**TASK TO COMPLETE**
Return the lines that follow, exactly as they appear, from the first through the one containing "useState, type ReactNode"; no pictures are to be included.

**RECORDED DATA**

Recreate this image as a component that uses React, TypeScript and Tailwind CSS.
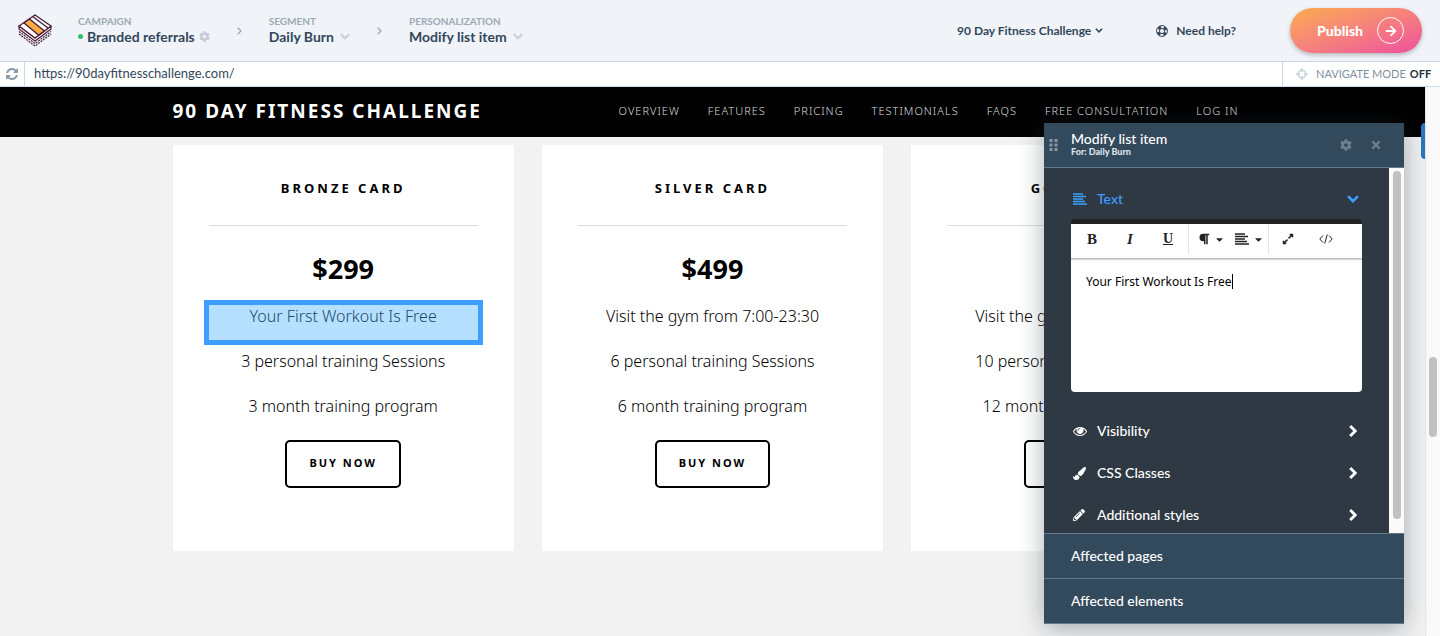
import { FaArrowRight, FaCaretDown, FaCog, FaExpandAlt, FaParagraph, FaPaintBrush, FaPencilAlt, FaTimes } from "react-icons/fa";
import { useState, type ReactNode } from "react";

interface Plan {
  name: string;
  price: string;
  features: string[];
}

const NAV_LINKS = ["Overview", "Features", "Pricing", "Testimonials", "FAQs", "Free consultation", "Log in"];

const PLANS: Plan[] = [
  { name: "Bronze card", price: "$299", features: ["3 personal training Sessions", "3 month training program"] },
  {
    name: "Silver card",
    price: "$499",
    features: ["Visit the gym from 7:00-23:30", "6 personal training Sessions", "6 month training program"],
  },
  {
    name: "Gold card",
    price: "$699",
    features: ["Visit the gym from 7:00-23:30", "10 personal training Sessions", "12 month training program"],
  },
];

function Logo() {
  return (
    <svg viewBox="0 0 34 34" className="size-[34px]" fill="none" stroke="#4a1f3a" strokeLinejoin="round">
      <path d="M1 20 17 32 33 20" strokeWidth="1.2" strokeDasharray="2 1" />
      <path d="M1 17.500 17 29.500 33 17.500" strokeWidth="1.2" strokeDasharray="2 1" />
      <path d="M1 12v3l16 12 16-12v-3L17 24z" fill="#fff" strokeWidth="1.2" />
      <path d="M17 1 33 12 17 24 1 12z" fill="#fff" strokeWidth="1.4" />
      <path d="M15 2.800 30 14" strokeWidth="1.4" />
      <path d="M11.500 5 26.500 17 20.500 21 6 9z" fill="#fbab3f" strokeWidth="1.4" />
    </svg>
  );
}

function RefreshIcon() {
  return (
    <svg viewBox="0 128 1536 1536" className="size-3" fill="currentColor">
      <path d="M1511 1056q0 5-1 7-64 268-268 434.500t-478 166.500q-146 0-282.500-55t-243.500-157l-129 129q-19 19-45 19t-45-19-19-45v-448q0-26 19-45t45-19h448q26 0 45 19t19 45-19 45l-137 137q71 66 161 102t187 36q134 0 250-65t186-179q11-17 53-117 8-23 30-23h192q13 0 22.500 9.500t9.500 22.500zm25-800v448q0 26-19 45t-45 19h-448q-26 0-45-19t-19-45 19-45l138-138q-148-137-349-137-134 0-250 65t-186 179q-11 17-53 117-8 23-30 23h-199q-13 0-22.500-9.500t-9.500-22.500v-7q65-268 270-434.500t480-166.500q146 0 284 55.500t245 156.500l130-129q19-19 45-19t45 19 19 45z" />
    </svg>
  );
}

function EyeIcon() {
  return (
    <svg viewBox="0 0 1792 1792" className="size-[14px]" fill="currentColor">
      <path d="M1664 960q-152-236-381-353 61 104 61 225 0 185-131.500 316.500t-316.500 131.500-316.500-131.500-131.500-316.500q0-121 61-225-229 117-381 353 133 205 333.500 326.500t434.500 121.500 434.500-121.500 333.500-326.500zm-720-384q0-20-14-34t-34-14q-125 0-214.500 89.500t-89.500 214.500q0 20 14 34t34 14 34-14 14-34q0-86 61-147t147-61q20 0 34-14t14-34zm848 384q0 34-20 69-140 230-376.500 368.500t-499.500 138.500-499.500-139-376.500-368q-20-35-20-69t20-69q140-229 376.500-368t499.500-139 499.500 139 376.500 368q20 35 20 69z" />
    </svg>
  );
}

function LifeRingIcon() {
  return (
    <svg viewBox="0 0 12 12" className="size-3" fill="none" stroke="#33475b">
      <circle cx="6" cy="6" r="5.400" />
      <circle cx="6" cy="6" r="2.600" />
      <circle cx="6" cy="6" r="4" strokeWidth="2.800" strokeDasharray="3.142 3.142" strokeDashoffset="-1.571" />
    </svg>
  );
}

function TargetIcon() {
  return (
    <svg viewBox="0 0 12 12" className="size-3" fill="none" stroke="#c3d3de" strokeWidth="1.500">
      <circle cx="6" cy="6" r="3.700" />
      <path d="M6 0v4M6 8v4M0 6h4M8 6h4" />
    </svg>
  );
}

function LinesIcon() {
  return (
    <svg viewBox="0 0 14 12" className="h-3 w-[14px]" stroke="currentColor" strokeWidth="1.600">
      <path d="M0 1h10M0 3.500h13M0 6h10M0 8.500h12M0 11h14" />
    </svg>
  );
}

function CodeIcon() {
  return (
    <svg viewBox="0 0 14 10" className="h-[10px] w-[14px]" fill="none" stroke="currentColor">
      <path d="M4 1.500.8 5 4 8.500M10 1.500 13.200 5 10 8.500M8.300 0.500 5.700 9.500" />
    </svg>
  );
}

function ChevronDown({ className }: { className?: string }) {
  return (
    <svg viewBox="0 0 12 8" className={className} fill="none" stroke="currentColor" strokeWidth="2.600">
      <path d="M1 1.200 6 6.200 11 1.200" />
    </svg>
  );
}

function ChevronRight({ className }: { className?: string }) {
  return (
    <svg viewBox="0 0 8 12" className={className} fill="none" stroke="currentColor" strokeWidth="2.800">
      <path d="M1.200 1 6.200 6 1.200 11" />
    </svg>
  );
}

function CrumbArrow() {
  return (
    <svg viewBox="0 0 5 8" className="mx-[27px] h-2 w-[5px]" fill="none" stroke="#9daab6" strokeWidth="1.300">
      <path d="M.7.700 4 4 .7 7.300" />
    </svg>
  );
}

function Crumb({ label, children }: { label: string; children: ReactNode }) {
  return (
    <div>
      <div className="text-[10px] leading-3 font-bold text-[#9daab6] uppercase">{label}</div>
      <button className="flex items-center gap-1 text-sm leading-5 font-bold text-[#33475b]">{children}</button>
    </div>
  );
}

function PlanCard({ plan, highlight }: { plan: Plan; highlight?: string }) {
  return (
    <article className="h-[406px] bg-white px-9 text-center text-black">
      <h2 className="border-b border-[#ddd] pt-[33px] pb-[27px] text-[13px] leading-5 font-bold tracking-[3px] uppercase">
        {plan.name}
      </h2>
      <p className="pt-[27px] text-[27px] leading-8 font-bold">{plan.price}</p>
      <ul className="mt-[15px] text-base leading-[33px] font-light">
        {highlight && (
          <li className="-mx-[5px] h-[45px] border-[5px] border-[#3d9eff] bg-[#b5e0ff] leading-[23px] text-[#21486b]">
            {highlight}
          </li>
        )}
        {plan.features.map((feature) => (
          <li key={feature} className="h-[45px]">
            {feature}
          </li>
        ))}
      </ul>
      <button className="mt-[5px] h-12 rounded-[5px] border-2 border-black px-[22px] pb-[2px] text-[11px] font-bold tracking-[2px] uppercase">
        Buy now
      </button>
    </article>
  );
}

function Section({ icon, title }: { icon: ReactNode; title: string }) {
  return (
    <button className="flex w-full items-center text-sm leading-5 font-medium text-white">
      <span className="flex w-[26px] pl-[2px]">{icon}</span>
      {title}
      <ChevronRight className="mr-[5px] ml-auto h-3 w-2" />
    </button>
  );
}

function ToolbarButton({ label, children }: { label: string; children: ReactNode }) {
  return (
    <button aria-label={label} className="flex h-[30px] w-[38px] items-center justify-center">
      {children}
    </button>
  );
}

function EditorPanel({ text, onTextChange }: { text: string; onTextChange: (value: string) => void }) {
  return (
    <aside className="absolute top-9 right-9 w-[360px] bg-[#33495c] font-[Lato,sans-serif] text-white shadow-[0_4px_24px_rgba(40,60,70,0.4)]">
      <header className="flex h-[45px] items-center border-b border-[#64798a] pr-[22px] pl-[5px]">
        <svg viewBox="0 0 8 12" className="mr-[13px] h-3 w-[9px]" fill="#8a98a4">
          <path d="M0 0h3v3H0zM5 0h3v3H5zM0 4.500h3v3H0zM5 4.500h3v3H5zM0 9h3v3H0zM5 9h3v3H5z" />
        </svg>
        <div className="flex-1 pb-[2px]">
          <h3 className="text-sm leading-4 font-medium">Modify list item</h3>
          <p className="text-[9px] leading-[10px] font-black text-[#dbe4ec]">For: Daily Burn</p>
        </div>
        <button aria-label="Settings" className="mr-[18px] text-[#6f808d]">
          <FaCog size={12} />
        </button>
        <button aria-label="Close" className="text-[#6f808d]">
          <FaTimes size={12} />
        </button>
      </header>

      <div className="flex h-[365px] bg-[#2f3943]">
        <div className="flex-1 overflow-hidden pt-[21px] pr-[27px] pl-[27px]">
          <button className="flex w-full items-center text-sm leading-5 font-medium text-[#3d9eff]">
            <span className="flex w-[26px] pl-[2px]">
              <LinesIcon />
            </span>
            Text
            <ChevronDown className="mr-[3px] ml-auto h-2 w-3" />
          </button>
          <div className="mt-[10px] rounded-sm border-t-[5px] border-[#222] bg-white text-[#222]">
            <div className="flex h-[35px] items-start border-b border-[#bbb] pl-[2px] shadow-[0_1px_1px_rgba(0,0,0,0.15)]">
              <ToolbarButton label="Bold">
                <span className="font-['Liberation_Serif',serif] text-[15px] font-bold">B</span>
              </ToolbarButton>
              <ToolbarButton label="Italic">
                <span className="font-['Liberation_Serif',serif] text-[15px] font-bold italic">I</span>
              </ToolbarButton>
              <ToolbarButton label="Underline">
                <span className="font-['Liberation_Serif',serif] text-sm font-bold underline">U</span>
              </ToolbarButton>
              <div className="ml-[1px] flex border-x border-[#e5e5e5] pl-[3px]">
                <ToolbarButton label="Paragraph format">
                  <FaParagraph size={12} className="mr-1" />
                  <FaCaretDown size={11} />
                </ToolbarButton>
                <ToolbarButton label="Align">
                  <span className="mr-1">
                    <LinesIcon />
                  </span>
                  <FaCaretDown size={11} />
                </ToolbarButton>
              </div>
              <ToolbarButton label="Full screen">
                <FaExpandAlt size={12} />
              </ToolbarButton>
              <ToolbarButton label="Code view">
                <CodeIcon />
              </ToolbarButton>
            </div>
            <div className="flex h-[133px] items-start px-[15px] py-[13px]">
              <textarea
                aria-label="Text"
                rows={1}
                value={text}
                onChange={(e) => onTextChange(e.target.value)}
                className="block field-sizing-content max-w-full resize-none overflow-hidden font-['Noto_Sans',sans-serif] text-xs leading-5 text-black caret-transparent outline-none"
              />
              <span className="mt-[2px] h-[15px] w-px bg-black" />
            </div>
          </div>
          <div className="mt-[29px] space-y-[22px]">
            <Section icon={<EyeIcon />} title="Visibility" />
            <Section icon={<FaPaintBrush size={13} />} title="CSS Classes" />
            <Section icon={<FaPencilAlt size={12} />} title="Additional styles" />
          </div>
        </div>
        <div className="w-[15px] bg-[#fafafa] pt-[3px] pl-1">
          <div className="h-[348px] w-2 rounded-full bg-[#c1c1c1]" />
        </div>
      </div>

      <button className="block h-[46px] w-full border-y border-[#64798a] pl-[27px] text-left text-sm font-medium">
        Affected pages
      </button>
      <button className="block h-[45px] w-full border-b border-[#64798a] pl-[27px] text-left text-sm font-medium">
        Affected elements
      </button>
    </aside>
  );
}

export default function App() {
  const [text, setText] = useState("Your First Workout Is Free");

  return (
    <div className="flex h-screen flex-col overflow-hidden bg-[#f2f2f2] font-[Lato,sans-serif]">
      {/* Top bar */}
      <header className="flex h-[62px] shrink-0 items-center border-b border-[#c9d8e2] bg-[#f0f3f8] px-[18px]">
        <Logo />
        <nav className="ml-[26px] flex items-center">
          <Crumb label="Campaign">
            <span className="size-[5px] rounded-full bg-[#2fc36d]" />
            Branded referrals
            <FaCog size={11} className="text-[#c5ccd4]" />
          </Crumb>
          <CrumbArrow />
          <Crumb label="Segment">
            Daily Burn
            <ChevronDown className="ml-[2px] h-[7px] w-[10px] text-[#c9cfd6]" />
          </Crumb>
          <CrumbArrow />
          <Crumb label="Personalization">
            Modify list item
            <ChevronDown className="ml-[2px] h-[7px] w-[10px] text-[#c9cfd6]" />
          </Crumb>
        </nav>
        <button className="ml-auto flex items-center gap-1 text-xs font-bold text-[#33475b]">
          90 Day Fitness Challenge
          <ChevronDown className="h-[5px] w-2" />
        </button>
        <a href="#help" className="ml-[53px] flex items-center gap-2 text-xs font-bold text-[#33475b]">
          <LifeRingIcon />
          Need help?
        </a>
        <button className="ml-[54px] flex h-[45px] w-[132px] items-center justify-between rounded-full bg-linear-to-br from-[#fbab48] to-[#ee4c9b] pr-[18px] pl-[27px] text-sm font-black text-white shadow-[0_2px_4px_rgba(0,0,0,0.25)]">
          Publish
          <span className="flex size-[27px] items-center justify-center rounded-full border border-white">
            <FaArrowRight size={12} />
          </span>
        </button>
      </header>

      {/* Address bar */}
      <div className="flex h-[25px] shrink-0 items-stretch border-b border-[#c9d8e2] bg-white">
        <button aria-label="Reload" className="flex w-[25px] items-center justify-center border-r border-[#c9d8e2] text-[#8797a5]">
          <RefreshIcon />
        </button>
        <input
          aria-label="Page address"
          readOnly
          value="https://90dayfitnesschallenge.com/"
          className="min-w-0 flex-1 px-[9px] text-[13px] text-[#33475b] outline-none"
        />
        <button className="flex w-[158px] items-center border-l border-[#c9d8e2] pl-[13px] text-[11px] text-[#7e909e]">
          <TargetIcon />
          <span className="ml-2">NAVIGATE MODE</span>
          <span className="ml-1 font-bold text-[#22303c]">OFF</span>
        </button>
      </div>

      {/* Edited site */}
      <div className="relative flex min-h-0 flex-1 font-['Noto_Sans',sans-serif]">
        <main className="relative flex-1 overflow-hidden">
          <div className="bg-black">
            <div className="mx-auto flex h-[50px] max-w-[1080px] items-center justify-between pr-[14px] pb-[2px] text-white">
              <h1 className="text-[19px] font-bold tracking-[2px]">90 DAY FITNESS CHALLENGE</h1>
              <nav className="flex gap-7 text-[11px] font-light tracking-[1px] text-[#ddd] uppercase">
                {NAV_LINKS.map((link) => (
                  <a key={link} href="#site">
                    {link}
                  </a>
                ))}
              </nav>
            </div>
          </div>
          <div className="mx-auto grid max-w-[1080px] grid-cols-3 gap-7 pt-2">
            {PLANS.map((plan, index) => (
              <PlanCard key={plan.name} plan={plan} highlight={index === 0 ? text : undefined} />
            ))}
          </div>
          <div className="absolute top-9 right-0 h-9 w-1 rounded-l-sm bg-[#2a76c0]" />
        </main>
        <div className="w-[15px] border-l border-[#e7e7e7] bg-[#fafafa] pt-[270px] pl-[3px]">
          <div className="h-20 w-2 rounded-full bg-[#c1c1c1]" />
        </div>
        <EditorPanel text={text} onTextChange={setText} />
      </div>
    </div>
  );
}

**EXERCISE SOLUTION**
Recreate this image as a component that uses React, TypeScript and Tailwind CSS.
import { FaArrowRight, FaCaretDown, FaCog, FaExpandAlt, FaParagraph, FaPaintBrush, FaPencilAlt, FaTimes } from "react-icons/fa";
import { useState, type ReactNode } from "react";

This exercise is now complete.